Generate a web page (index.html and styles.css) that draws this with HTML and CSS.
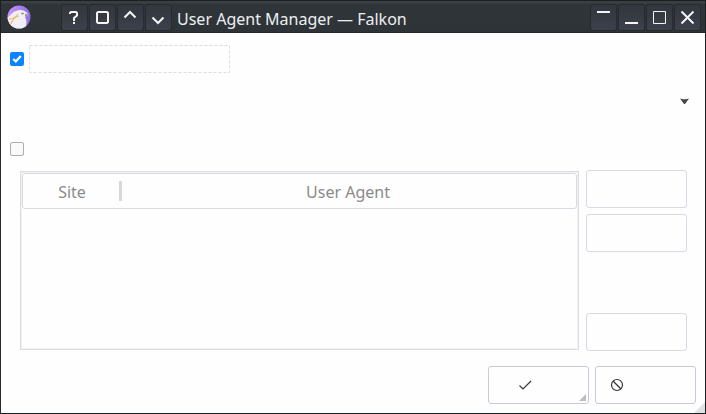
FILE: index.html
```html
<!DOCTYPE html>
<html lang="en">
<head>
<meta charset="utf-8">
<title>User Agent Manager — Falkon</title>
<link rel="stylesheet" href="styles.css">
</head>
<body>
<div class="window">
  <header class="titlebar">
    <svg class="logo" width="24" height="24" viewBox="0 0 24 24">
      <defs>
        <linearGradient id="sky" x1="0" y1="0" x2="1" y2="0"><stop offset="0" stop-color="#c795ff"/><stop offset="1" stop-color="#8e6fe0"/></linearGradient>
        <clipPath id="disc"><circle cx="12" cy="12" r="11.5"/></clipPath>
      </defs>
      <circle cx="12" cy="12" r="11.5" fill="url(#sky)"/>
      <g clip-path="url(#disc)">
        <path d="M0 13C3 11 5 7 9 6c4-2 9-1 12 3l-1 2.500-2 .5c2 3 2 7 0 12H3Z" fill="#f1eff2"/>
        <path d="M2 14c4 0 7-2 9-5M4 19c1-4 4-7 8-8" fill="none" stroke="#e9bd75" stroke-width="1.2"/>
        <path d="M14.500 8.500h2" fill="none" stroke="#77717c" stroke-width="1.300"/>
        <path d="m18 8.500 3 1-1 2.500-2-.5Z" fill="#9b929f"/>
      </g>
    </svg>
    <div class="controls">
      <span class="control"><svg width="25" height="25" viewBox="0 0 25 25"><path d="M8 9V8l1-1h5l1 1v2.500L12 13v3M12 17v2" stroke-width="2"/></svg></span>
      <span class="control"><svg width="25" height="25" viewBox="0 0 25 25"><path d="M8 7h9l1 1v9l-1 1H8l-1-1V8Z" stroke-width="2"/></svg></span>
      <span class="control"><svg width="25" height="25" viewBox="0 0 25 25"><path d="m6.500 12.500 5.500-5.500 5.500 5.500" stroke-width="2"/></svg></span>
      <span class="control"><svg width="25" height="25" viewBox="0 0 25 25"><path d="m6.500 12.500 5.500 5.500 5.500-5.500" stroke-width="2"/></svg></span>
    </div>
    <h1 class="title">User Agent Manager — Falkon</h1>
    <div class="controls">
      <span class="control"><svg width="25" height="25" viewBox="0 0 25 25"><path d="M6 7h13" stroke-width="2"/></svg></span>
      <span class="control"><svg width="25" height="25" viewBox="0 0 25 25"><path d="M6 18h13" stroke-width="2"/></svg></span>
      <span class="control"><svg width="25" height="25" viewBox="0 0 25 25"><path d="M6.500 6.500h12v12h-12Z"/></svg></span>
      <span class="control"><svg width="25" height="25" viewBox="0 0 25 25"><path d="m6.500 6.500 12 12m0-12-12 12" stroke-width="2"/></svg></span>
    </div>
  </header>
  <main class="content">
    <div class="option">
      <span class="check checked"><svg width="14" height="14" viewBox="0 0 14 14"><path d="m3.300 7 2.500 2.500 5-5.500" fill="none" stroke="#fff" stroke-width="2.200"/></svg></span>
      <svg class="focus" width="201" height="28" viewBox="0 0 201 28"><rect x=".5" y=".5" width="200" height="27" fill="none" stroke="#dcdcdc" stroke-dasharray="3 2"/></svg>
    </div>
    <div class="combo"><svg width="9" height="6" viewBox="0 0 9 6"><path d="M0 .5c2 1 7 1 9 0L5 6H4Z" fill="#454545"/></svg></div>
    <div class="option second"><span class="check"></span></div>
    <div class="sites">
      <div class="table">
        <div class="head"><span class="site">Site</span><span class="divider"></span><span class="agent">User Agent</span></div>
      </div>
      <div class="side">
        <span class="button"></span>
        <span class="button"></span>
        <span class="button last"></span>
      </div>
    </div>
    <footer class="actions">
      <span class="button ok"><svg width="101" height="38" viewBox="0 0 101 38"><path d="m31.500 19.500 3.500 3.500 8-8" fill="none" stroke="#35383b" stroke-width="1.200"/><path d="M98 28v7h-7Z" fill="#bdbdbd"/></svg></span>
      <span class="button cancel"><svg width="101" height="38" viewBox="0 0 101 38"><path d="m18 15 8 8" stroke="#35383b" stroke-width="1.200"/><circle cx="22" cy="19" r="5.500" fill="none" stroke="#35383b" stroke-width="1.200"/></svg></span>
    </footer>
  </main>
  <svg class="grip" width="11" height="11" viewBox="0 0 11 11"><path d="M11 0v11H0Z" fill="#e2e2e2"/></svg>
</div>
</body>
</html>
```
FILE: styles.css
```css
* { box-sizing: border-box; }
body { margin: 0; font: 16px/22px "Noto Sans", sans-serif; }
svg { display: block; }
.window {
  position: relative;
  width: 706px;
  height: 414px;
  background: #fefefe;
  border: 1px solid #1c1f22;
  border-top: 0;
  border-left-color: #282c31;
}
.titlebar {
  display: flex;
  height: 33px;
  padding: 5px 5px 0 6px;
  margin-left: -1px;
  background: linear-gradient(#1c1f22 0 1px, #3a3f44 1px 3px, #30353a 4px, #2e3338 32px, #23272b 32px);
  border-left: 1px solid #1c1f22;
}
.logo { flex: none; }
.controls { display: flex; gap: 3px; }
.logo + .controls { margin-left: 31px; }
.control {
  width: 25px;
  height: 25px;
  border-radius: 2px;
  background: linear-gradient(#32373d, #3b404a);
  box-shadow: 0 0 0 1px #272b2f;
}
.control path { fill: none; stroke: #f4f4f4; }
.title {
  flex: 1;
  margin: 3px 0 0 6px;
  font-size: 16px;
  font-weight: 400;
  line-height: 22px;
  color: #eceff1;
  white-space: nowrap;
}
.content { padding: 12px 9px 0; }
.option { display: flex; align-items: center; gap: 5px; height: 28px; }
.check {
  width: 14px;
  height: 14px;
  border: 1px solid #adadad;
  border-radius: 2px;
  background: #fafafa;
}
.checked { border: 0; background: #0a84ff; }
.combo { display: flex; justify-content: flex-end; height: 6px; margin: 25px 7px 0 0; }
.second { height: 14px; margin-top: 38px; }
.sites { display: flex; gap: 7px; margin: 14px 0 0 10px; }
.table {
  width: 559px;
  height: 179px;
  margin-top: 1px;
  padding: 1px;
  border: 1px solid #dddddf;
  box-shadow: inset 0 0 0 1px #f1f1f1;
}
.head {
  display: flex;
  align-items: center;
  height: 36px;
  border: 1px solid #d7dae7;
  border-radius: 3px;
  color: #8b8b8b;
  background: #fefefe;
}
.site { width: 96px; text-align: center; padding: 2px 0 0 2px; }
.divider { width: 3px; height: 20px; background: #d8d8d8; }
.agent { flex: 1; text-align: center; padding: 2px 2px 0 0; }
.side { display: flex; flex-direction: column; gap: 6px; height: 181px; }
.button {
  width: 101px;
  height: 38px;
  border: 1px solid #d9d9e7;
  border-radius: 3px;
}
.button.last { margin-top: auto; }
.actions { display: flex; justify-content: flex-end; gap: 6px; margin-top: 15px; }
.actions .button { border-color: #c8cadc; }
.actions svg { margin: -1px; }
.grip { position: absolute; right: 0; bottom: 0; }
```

============================================================

## Request
In the listing above, count each line that holds the string "styles". Give the number only.

## Exercise output
3